If a negligent property owner, dog owner, business, or driver injured you in Raynham, Massachusetts, you have the right to recover your medical costs, lost income, and pain and suffering — and Shea Culgin Law advances every dollar of case costs while we pursue it. With over 20 years in Bristol County injury law, Robert Shea and Joseph Culgin offer free consultations at 508-510-5107.
How Raynham Residents Get Hurt — and What the Law Says
Premises Liability Across the Retail Corridor
Raynham’s Route 44 and Route 138 commercial strips concentrate exactly the conditions that produce premises claims: high-turnover parking lots, supermarket and big-box floors, loading zones shared with pedestrians, and winter ice that store traffic polishes into a hazard. Massachusetts owners owe visitors reasonable care, and under the SJC’s *Papadopoulos v. Target Corp.* decision, that duty fully covers snow and ice — the old “natural accumulation” loophole is gone. Two cautions: snow-and-ice claims carry a 30-day written notice requirement, and defendants will argue you should have watched your step. Neither obstacle is fatal when the case is built promptly.
Falls Beyond the Stores
Rental housing with broken stairways, restaurants with greasy or wet floors, gyms, gas stations, and office buildings all generate fall claims. The legal question is always the same: did the person controlling the property act reasonably to find and fix the hazard, or warn about it?
Dog Bite Liability Is Strict
Under G.L. c. 140, §155, a dog’s owner or keeper is liable for injuries the animal causes — full stop — unless the victim was trespassing or tormenting the dog. There is no “one free bite” in Massachusetts, no requirement to prove the owner’s negligence, and children under seven get a presumption that they did not provoke the animal. These claims typically resolve against homeowner’s insurance.
Wrongful Death
When negligence causes a death, G.L. c. 229, §2 gives the estate’s personal representative a claim for the decedent’s lost earnings and services, the family’s loss of care, companionship, and counsel, funeral costs, and punitive damages for gross negligence or malice. We handle these cases with the discretion and thoroughness they demand, typically in Bristol County Superior Court.

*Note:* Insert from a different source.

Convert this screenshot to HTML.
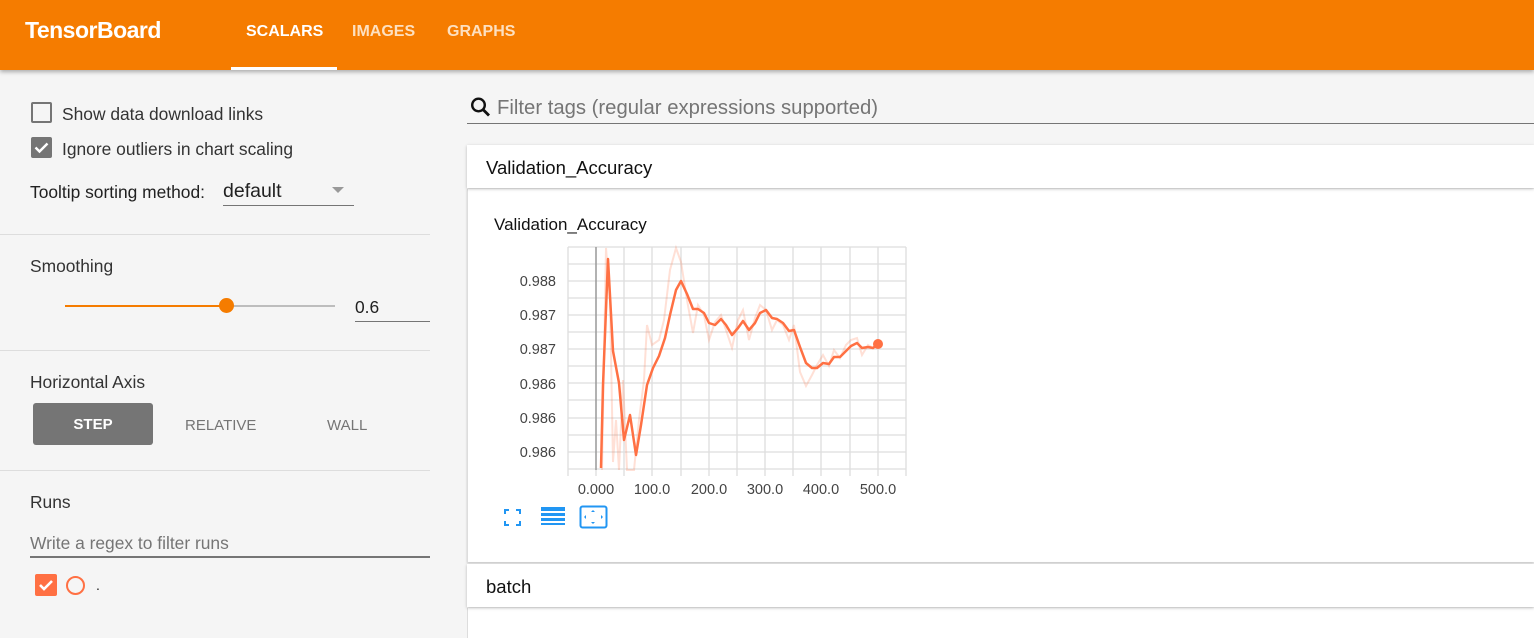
<!DOCTYPE html>
<html><head><meta charset="utf-8"><style>
*{margin:0;padding:0;box-sizing:border-box}
body{width:1534px;height:634px;overflow:hidden;background:#f5f5f5;font-family:"Liberation Sans",sans-serif;position:relative;color:#212121}
.a{position:absolute;white-space:nowrap}
#hdr{left:0;top:0;width:1534px;height:70px;background:#f57c00;box-shadow:0 2px 4px rgba(0,0,0,.3);z-index:2}
.tab{font-size:16px;font-weight:bold;top:22px}
.hr{height:1px;background:#ddd;left:0;width:430px}
.lbl{font-size:17.4px;color:#333}
.card{background:#fff;left:467px;width:1067px}
</style></head><body>
<div id="hdr" class="a">
 <div class="a" style="left:25px;top:17px;font-size:23px;font-weight:bold;color:#fff;letter-spacing:-0.5px">TensorBoard</div>
 <div class="a tab" style="left:246px;top:23px;color:#fff">SCALARS</div>
 <div class="a tab" style="left:352px;top:23px;color:#fde0c0">IMAGES</div>
 <div class="a tab" style="left:447px;top:23px;color:#fde0c0">GRAPHS</div>
 <div class="a" style="left:231px;top:67px;width:106px;height:3px;background:#fff"></div>
</div>
<div class="a" style="left:31px;top:102px;width:21px;height:21px;border:2px solid #757575;border-radius:2px"></div>
<div class="a lbl" style="left:62px;top:104px">Show data download links</div>
<div class="a" style="left:31px;top:137px;width:21px;height:21px;background:#757575;border-radius:2px"><svg width="21" height="21"><path d="M4.5 10.5l4 4 8-8" stroke="#fff" stroke-width="2.4" fill="none"/></svg></div>
<div class="a lbl" style="left:62px;top:139px">Ignore outliers in chart scaling</div>
<div class="a lbl" style="left:30px;top:182px;color:#212121">Tooltip sorting method:</div>
<div class="a" style="left:223px;top:180px;font-size:19.5px;color:#212121">default</div>
<div class="a" style="left:332px;top:187px;width:0;height:0;border-left:6px solid transparent;border-right:6px solid transparent;border-top:6px solid #999"></div>
<div class="a" style="left:223px;top:205px;width:131px;height:1px;background:#757575"></div>
<div class="a hr" style="top:234px"></div>
<div class="a lbl" style="left:30px;top:256px">Smoothing</div>
<div class="a" style="left:65px;top:305px;width:162px;height:2px;background:#f57c00"></div>
<div class="a" style="left:227px;top:305px;width:108px;height:2px;background:#bdbdbd"></div>
<div class="a" style="left:219px;top:298px;width:15px;height:15px;border-radius:50%;background:#f57c00"></div>
<div class="a" style="left:355px;top:297px;font-size:17.4px">0.6</div>
<div class="a" style="left:355px;top:321px;width:75px;height:1px;background:#757575"></div>
<div class="a hr" style="top:350px"></div>
<div class="a lbl" style="left:30px;top:372px">Horizontal Axis</div>
<div class="a" style="left:33px;top:403px;width:120px;height:42px;background:#757575;border-radius:3px;color:#fff;font-size:15px;font-weight:bold;text-align:center;line-height:43px">STEP</div>
<div class="a" style="left:185px;top:417px;font-size:15px;color:#757575">RELATIVE</div>
<div class="a" style="left:327px;top:417px;font-size:15px;color:#757575">WALL</div>
<div class="a hr" style="top:470px"></div>
<div class="a lbl" style="left:30px;top:492px">Runs</div>
<div class="a" style="left:30px;top:533px;font-size:17.4px;color:#757575">Write a regex to filter runs</div>
<div class="a" style="left:30px;top:556px;width:400px;height:2px;background:#757575"></div>
<div class="a" style="left:35px;top:574px;width:22px;height:22px;background:#ff7043;border-radius:2px"><svg width="22" height="22"><path d="M5 11l4 4 8-8" stroke="#fff" stroke-width="2.6" fill="none"/></svg></div>
<div class="a" style="left:66px;top:576px;width:19px;height:19px;border:2px solid #ff7043;border-radius:50%"></div>
<div class="a" style="left:96px;top:577px;font-size:14px">.</div>
<svg class="a" style="left:470px;top:96px" width="22" height="24"><circle cx="8.5" cy="9" r="6.3" stroke="#111" stroke-width="2.4" fill="none"/><path d="M13 13.5l6 6" stroke="#111" stroke-width="2.8"/></svg>
<div class="a" style="left:497px;top:97px;font-size:20.3px;color:#757575">Filter tags (regular expressions supported)</div>
<div class="a" style="left:467px;top:123px;width:1067px;height:1px;background:#757575"></div>
<div class="a card" style="top:145px;height:43px;box-shadow:0 1px 3px rgba(0,0,0,.25);z-index:1"></div>
<div class="a" style="left:486px;top:157px;font-size:18.5px;color:#111;z-index:1">Validation_Accuracy</div>
<div class="a card" style="top:189px;height:373px;border-left:1px solid #ddd;box-shadow:0 1px 2px rgba(0,0,0,.2)"></div>
<div class="a" style="left:494px;top:215px;font-size:17px;color:#111">Validation_Accuracy</div>
<svg class="a" style="left:0;top:0" width="1000" height="540">
<g stroke="#ddd" stroke-width="1.3">
<path d="M568 247V470M624 247V470M652 247V470M681 247V470M709 247V470M737 247V470M765 247V470M793 247V470M821 247V470M850 247V470M878 247V470M906 247V470"/>
<path d="M568 247H906M568 264H906M568 281H906M568 298H906M568 315H906M568 332H906M568 349H906M568 366H906M568 383H906M568 400H906M568 418H906M568 435H906M568 452H906M568 469H906"/>
<path d="M568 470V476M596 470V476M624 470V476M652 470V476M681 470V476M709 470V476M737 470V476M765 470V476M793 470V476M821 470V476M850 470V476M878 470V476M906 470V476"/>
</g>
<path d="M596 247V470" stroke="#999" stroke-width="1.5"/>
<g font-size="14.5" fill="#444" font-family="Liberation Sans,sans-serif">
<text x="556" y="286" text-anchor="end">0.988</text><text x="556" y="320" text-anchor="end">0.987</text><text x="556" y="354" text-anchor="end">0.987</text><text x="556" y="389" text-anchor="end">0.986</text><text x="556" y="423" text-anchor="end">0.986</text><text x="556" y="457" text-anchor="end">0.986</text>
<g text-anchor="middle"><text x="596" y="494">0.000</text><text x="652" y="494">100.0</text><text x="709" y="494">200.0</text><text x="765" y="494">300.0</text><text x="821" y="494">400.0</text><text x="878" y="494">500.0</text></g>
</g>
<polyline fill="none" stroke="#ff7043" stroke-opacity=".22" stroke-width="2" points="602,470 606,248 610,300 613,462 616,420 619,470 623,380 627,470 630,470 634,470 639,420 644,380 647,325 652,345 659,340 664,320 670,270 676,248 681,262 687,300 693,333 698,305 704,315 709,340 715,322 721,315 726,330 732,348 738,320 743,310 749,340 755,318 760,305 766,310 772,330 777,320 783,325 789,340 794,325 800,372 806,386 812,375 817,365 823,355 829,366 834,350 840,358 846,345 851,340 857,338 862,355 868,345 873,348 878,344"/>
<polyline fill="none" stroke="#ff7043" stroke-width="2.5" stroke-linejoin="round" points="601,468 603,385 608,259 613,351 619,383 624,440 630,415 636,455 641,425 647,385 653,368 659,356 665,338 670,315 676,290 681,281 687,294 693,309 698,309 704,313 709,323 715,325 721,319 726,325 732,335 738,328 743,321 749,330 755,323 760,313 766,310 772,318 777,319 783,323 789,331 794,330 800,347 806,363 812,368 817,368 823,363 829,364 834,357 840,357 846,351 851,346 857,343 862,348 868,347 873,348 878,344"/>
<circle cx="878" cy="344" r="5" fill="#ff7043"/>
<g fill="#2196f3">
<path d="M504 509h5v2h-3v3h-2zM516 509h5v5h-2v-3h-3zM504 521h2v3h3v2h-5zM519 521h2v5h-5v-2h3z"/>
<rect x="541" y="507" width="24" height="4"/><rect x="541" y="513" width="24" height="3"/><rect x="541" y="518" width="24" height="3"/><rect x="541" y="523" width="24" height="2"/>
</g>
<rect x="580.5" y="506.5" width="26" height="21" rx="2" fill="none" stroke="#2196f3" stroke-width="2"/>
<path d="M593 510l2 2h-4zM593 524l2-2h-4zM584 517l2-2v4zM603 517l-2-2v4z" fill="#2196f3"/>
</svg>
<div class="a card" style="top:564px;height:43px;box-shadow:0 1px 3px rgba(0,0,0,.25);z-index:1"></div>
<div class="a" style="left:486px;top:576px;font-size:18.5px;color:#111;z-index:1">batch</div>
<div class="a card" style="top:608px;height:30px;border-left:1px solid #ddd"></div>
</body></html>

The Ground Rules: Fault, Deadlines, and Damages
Massachusetts comparative negligence (G.L. c. 231, §85) reduces — but does not eliminate — your recovery when you share fault, so long as your share stays at 50% or below. The statute of limitations (G.L. c. 260, §2A) runs three years from the injury, with the much shorter 30-day notice for snow-and-ice falls. Recoverable damages span all medical care, lost wages and earning capacity, out-of-pocket losses, and pain and suffering, uncapped in standard negligence cases.
Contingency Means No Risk to You
Our fee is a percentage of the recovery, paid only if we win. We front the costs — investigators, records, experts, filing fees. A Raynham family recovering from an injury should never have to choose between rent and a lawyer.
Call a Raynham Personal Injury Attorney Today
The best injury cases are built early, while the floor mat, the surveillance file, and the witness’s memory still exist. Call 508-510-5107 for a free case review. Crash injuries are covered on our Raynham car accident page, workplace injuries on our Raynham workers’ compensation page, and our full capabilities on the personal injury practice page.
Raynham Personal Injury FAQ
I slipped at a Route 44 supermarket and the manager filed an incident report. Is that enough?
It’s a start, but the store’s report serves the store. Photograph the hazard, get witness contacts, seek same-day medical care, and call us so we can demand preservation of the video before it cycles out.
What is my Raynham injury case worth?
Value turns on the severity and permanence of your injuries, your medical specials, your wage loss, the strength of liability, and the available insurance. Anyone quoting a number before reviewing your records is guessing. We value cases after the medical picture is clear — and we show our math.
The dog that bit me belongs to a neighbor and friend. Do I have to sue them personally?
Almost never in any practical sense. The claim is presented to their homeowner’s insurer, which hires the lawyers and pays the judgment or settlement. Most dog-bite cases resolve without a lawsuit and without the neighbor paying out of pocket.
Can I still recover if I was partly to blame for my fall?
Yes, if your share of fault is 50% or less; your award is reduced by your percentage. Don’t let an adjuster’s blame-shifting talk you out of a claim — allocation of fault is negotiable and, ultimately, a jury question.